• **Exercise details**: Write out all the data again, exactly as it stands.
>> Start Data provided
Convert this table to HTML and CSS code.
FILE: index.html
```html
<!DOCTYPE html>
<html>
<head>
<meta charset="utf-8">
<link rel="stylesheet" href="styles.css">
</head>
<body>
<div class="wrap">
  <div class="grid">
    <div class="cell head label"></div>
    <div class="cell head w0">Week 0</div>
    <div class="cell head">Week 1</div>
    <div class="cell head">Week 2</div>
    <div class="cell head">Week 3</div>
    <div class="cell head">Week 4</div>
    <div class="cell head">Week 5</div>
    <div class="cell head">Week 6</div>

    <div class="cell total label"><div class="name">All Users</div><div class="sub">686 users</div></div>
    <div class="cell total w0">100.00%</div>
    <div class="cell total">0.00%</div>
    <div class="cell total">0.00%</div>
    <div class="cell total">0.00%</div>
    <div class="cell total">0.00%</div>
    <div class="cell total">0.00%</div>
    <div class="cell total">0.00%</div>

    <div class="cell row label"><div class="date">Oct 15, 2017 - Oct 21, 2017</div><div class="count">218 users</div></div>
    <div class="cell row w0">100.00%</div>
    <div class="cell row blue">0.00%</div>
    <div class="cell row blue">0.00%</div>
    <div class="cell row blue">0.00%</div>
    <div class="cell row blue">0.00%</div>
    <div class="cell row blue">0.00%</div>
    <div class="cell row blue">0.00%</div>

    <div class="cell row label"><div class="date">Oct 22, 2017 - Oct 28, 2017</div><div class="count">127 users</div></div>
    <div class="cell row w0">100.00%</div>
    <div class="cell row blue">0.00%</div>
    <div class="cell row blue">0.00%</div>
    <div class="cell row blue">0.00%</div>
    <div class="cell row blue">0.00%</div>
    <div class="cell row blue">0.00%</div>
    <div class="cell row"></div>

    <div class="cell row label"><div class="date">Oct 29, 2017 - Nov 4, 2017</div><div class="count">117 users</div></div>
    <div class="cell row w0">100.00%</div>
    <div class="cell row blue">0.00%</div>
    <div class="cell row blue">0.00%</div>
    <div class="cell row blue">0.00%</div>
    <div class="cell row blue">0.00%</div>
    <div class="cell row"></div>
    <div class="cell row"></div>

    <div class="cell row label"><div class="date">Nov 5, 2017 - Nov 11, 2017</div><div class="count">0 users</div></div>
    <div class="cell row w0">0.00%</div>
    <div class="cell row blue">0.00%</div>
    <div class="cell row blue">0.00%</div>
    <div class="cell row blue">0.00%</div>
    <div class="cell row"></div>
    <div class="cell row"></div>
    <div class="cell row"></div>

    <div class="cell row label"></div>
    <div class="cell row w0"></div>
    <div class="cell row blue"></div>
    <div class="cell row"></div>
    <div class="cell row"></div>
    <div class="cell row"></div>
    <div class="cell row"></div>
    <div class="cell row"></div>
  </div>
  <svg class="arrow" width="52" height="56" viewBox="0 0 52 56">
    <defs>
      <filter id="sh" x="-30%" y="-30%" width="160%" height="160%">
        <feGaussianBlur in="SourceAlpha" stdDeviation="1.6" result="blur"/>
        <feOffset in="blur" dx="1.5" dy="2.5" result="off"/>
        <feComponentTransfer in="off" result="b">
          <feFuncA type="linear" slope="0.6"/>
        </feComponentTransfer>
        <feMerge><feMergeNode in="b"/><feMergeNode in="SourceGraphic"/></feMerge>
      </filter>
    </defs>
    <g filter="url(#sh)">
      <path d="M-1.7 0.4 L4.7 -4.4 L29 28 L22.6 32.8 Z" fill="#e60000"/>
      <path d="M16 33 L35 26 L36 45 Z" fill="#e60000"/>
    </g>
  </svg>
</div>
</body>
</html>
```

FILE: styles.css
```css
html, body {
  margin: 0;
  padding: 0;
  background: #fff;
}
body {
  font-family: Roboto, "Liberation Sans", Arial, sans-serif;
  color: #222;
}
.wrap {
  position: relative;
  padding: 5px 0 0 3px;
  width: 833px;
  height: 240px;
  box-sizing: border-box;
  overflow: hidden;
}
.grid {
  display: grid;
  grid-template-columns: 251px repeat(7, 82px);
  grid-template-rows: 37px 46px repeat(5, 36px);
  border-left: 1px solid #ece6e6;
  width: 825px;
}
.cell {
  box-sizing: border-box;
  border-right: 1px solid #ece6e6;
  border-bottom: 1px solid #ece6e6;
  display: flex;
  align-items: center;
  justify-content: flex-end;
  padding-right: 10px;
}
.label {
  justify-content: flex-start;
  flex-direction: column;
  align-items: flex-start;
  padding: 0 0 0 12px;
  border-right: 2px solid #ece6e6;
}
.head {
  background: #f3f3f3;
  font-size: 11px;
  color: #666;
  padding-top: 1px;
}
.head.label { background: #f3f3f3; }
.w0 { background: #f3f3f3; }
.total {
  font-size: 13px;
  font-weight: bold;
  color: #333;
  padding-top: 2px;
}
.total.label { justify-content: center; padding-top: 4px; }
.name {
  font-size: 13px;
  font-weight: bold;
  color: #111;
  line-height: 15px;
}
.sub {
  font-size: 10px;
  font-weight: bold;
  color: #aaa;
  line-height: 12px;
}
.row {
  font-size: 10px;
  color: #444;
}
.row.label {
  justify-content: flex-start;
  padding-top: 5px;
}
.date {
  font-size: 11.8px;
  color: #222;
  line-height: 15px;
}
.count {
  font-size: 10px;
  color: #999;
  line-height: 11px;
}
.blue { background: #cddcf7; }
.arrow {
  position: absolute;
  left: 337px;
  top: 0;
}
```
>> End Data provided
• **Complete response**:
Convert this table to HTML and CSS code.
FILE: index.html
```html
<!DOCTYPE html>
<html>
<head>
<meta charset="utf-8">
<link rel="stylesheet" href="styles.css">
</head>
<body>
<div class="wrap">
  <div class="grid">
    <div class="cell head label"></div>
    <div class="cell head w0">Week 0</div>
    <div class="cell head">Week 1</div>
    <div class="cell head">Week 2</div>
    <div class="cell head">Week 3</div>
    <div class="cell head">Week 4</div>
    <div class="cell head">Week 5</div>
    <div class="cell head">Week 6</div>

    <div class="cell total label"><div class="name">All Users</div><div class="sub">686 users</div></div>
    <div class="cell total w0">100.00%</div>
    <div class="cell total">0.00%</div>
    <div class="cell total">0.00%</div>
    <div class="cell total">0.00%</div>
    <div class="cell total">0.00%</div>
    <div class="cell total">0.00%</div>
    <div class="cell total">0.00%</div>

    <div class="cell row label"><div class="date">Oct 15, 2017 - Oct 21, 2017</div><div class="count">218 users</div></div>
    <div class="cell row w0">100.00%</div>
    <div class="cell row blue">0.00%</div>
    <div class="cell row blue">0.00%</div>
    <div class="cell row blue">0.00%</div>
    <div class="cell row blue">0.00%</div>
    <div class="cell row blue">0.00%</div>
    <div class="cell row blue">0.00%</div>

    <div class="cell row label"><div class="date">Oct 22, 2017 - Oct 28, 2017</div><div class="count">127 users</div></div>
    <div class="cell row w0">100.00%</div>
    <div class="cell row blue">0.00%</div>
    <div class="cell row blue">0.00%</div>
    <div class="cell row blue">0.00%</div>
    <div class="cell row blue">0.00%</div>
    <div class="cell row blue">0.00%</div>
    <div class="cell row"></div>

    <div class="cell row label"><div class="date">Oct 29, 2017 - Nov 4, 2017</div><div class="count">117 users</div></div>
    <div class="cell row w0">100.00%</div>
    <div class="cell row blue">0.00%</div>
    <div class="cell row blue">0.00%</div>
    <div class="cell row blue">0.00%</div>
    <div class="cell row blue">0.00%</div>
    <div class="cell row"></div>
    <div class="cell row"></div>

    <div class="cell row label"><div class="date">Nov 5, 2017 - Nov 11, 2017</div><div class="count">0 users</div></div>
    <div class="cell row w0">0.00%</div>
    <div class="cell row blue">0.00%</div>
    <div class="cell row blue">0.00%</div>
    <div class="cell row blue">0.00%</div>
    <div class="cell row"></div>
    <div class="cell row"></div>
    <div class="cell row"></div>

    <div class="cell row label"></div>
    <div class="cell row w0"></div>
    <div class="cell row blue"></div>
    <div class="cell row"></div>
    <div class="cell row"></div>
    <div class="cell row"></div>
    <div class="cell row"></div>
    <div class="cell row"></div>
  </div>
  <svg class="arrow" width="52" height="56" viewBox="0 0 52 56">
    <defs>
      <filter id="sh" x="-30%" y="-30%" width="160%" height="160%">
        <feGaussianBlur in="SourceAlpha" stdDeviation="1.6" result="blur"/>
        <feOffset in="blur" dx="1.5" dy="2.5" result="off"/>
        <feComponentTransfer in="off" result="b">
          <feFuncA type="linear" slope="0.6"/>
        </feComponentTransfer>
        <feMerge><feMergeNode in="b"/><feMergeNode in="SourceGraphic"/></feMerge>
      </filter>
    </defs>
    <g filter="url(#sh)">
      <path d="M-1.7 0.4 L4.7 -4.4 L29 28 L22.6 32.8 Z" fill="#e60000"/>
      <path d="M16 33 L35 26 L36 45 Z" fill="#e60000"/>
    </g>
  </svg>
</div>
</body>
</html>
```

FILE: styles.css
```css
html, body {
  margin: 0;
  padding: 0;
  background: #fff;
}
body {
  font-family: Roboto, "Liberation Sans", Arial, sans-serif;
  color: #222;
}
.wrap {
  position: relative;
  padding: 5px 0 0 3px;
  width: 833px;
  height: 240px;
  box-sizing: border-box;
  overflow: hidden;
}
.grid {
  display: grid;
  grid-template-columns: 251px repeat(7, 82px);
  grid-template-rows: 37px 46px repeat(5, 36px);
  border-left: 1px solid #ece6e6;
  width: 825px;
}
.cell {
  box-sizing: border-box;
  border-right: 1px solid #ece6e6;
  border-bottom: 1px solid #ece6e6;
  display: flex;
  align-items: center;
  justify-content: flex-end;
  padding-right: 10px;
}
.label {
  justify-content: flex-start;
  flex-direction: column;
  align-items: flex-start;
  padding: 0 0 0 12px;
  border-right: 2px solid #ece6e6;
}
.head {
  background: #f3f3f3;
  font-size: 11px;
  color: #666;
  padding-top: 1px;
}
.head.label { background: #f3f3f3; }
.w0 { background: #f3f3f3; }
.total {
  font-size: 13px;
  font-weight: bold;
  color: #333;
  padding-top: 2px;
}
.total.label { justify-content: center; padding-top: 4px; }
.name {
  font-size: 13px;
  font-weight: bold;
  color: #111;
  line-height: 15px;
}
.sub {
  font-size: 10px;
  font-weight: bold;
  color: #aaa;
  line-height: 12px;
}
.row {
  font-size: 10px;
  color: #444;
}
.row.label {
  justify-content: flex-start;
  padding-top: 5px;
}
.date {
  font-size: 11.8px;
  color: #222;
  line-height: 15px;
}
.count {
  font-size: 10px;
  color: #999;
  line-height: 11px;
}
.blue { background: #cddcf7; }
.arrow {
  position: absolute;
  left: 337px;
  top: 0;
}
```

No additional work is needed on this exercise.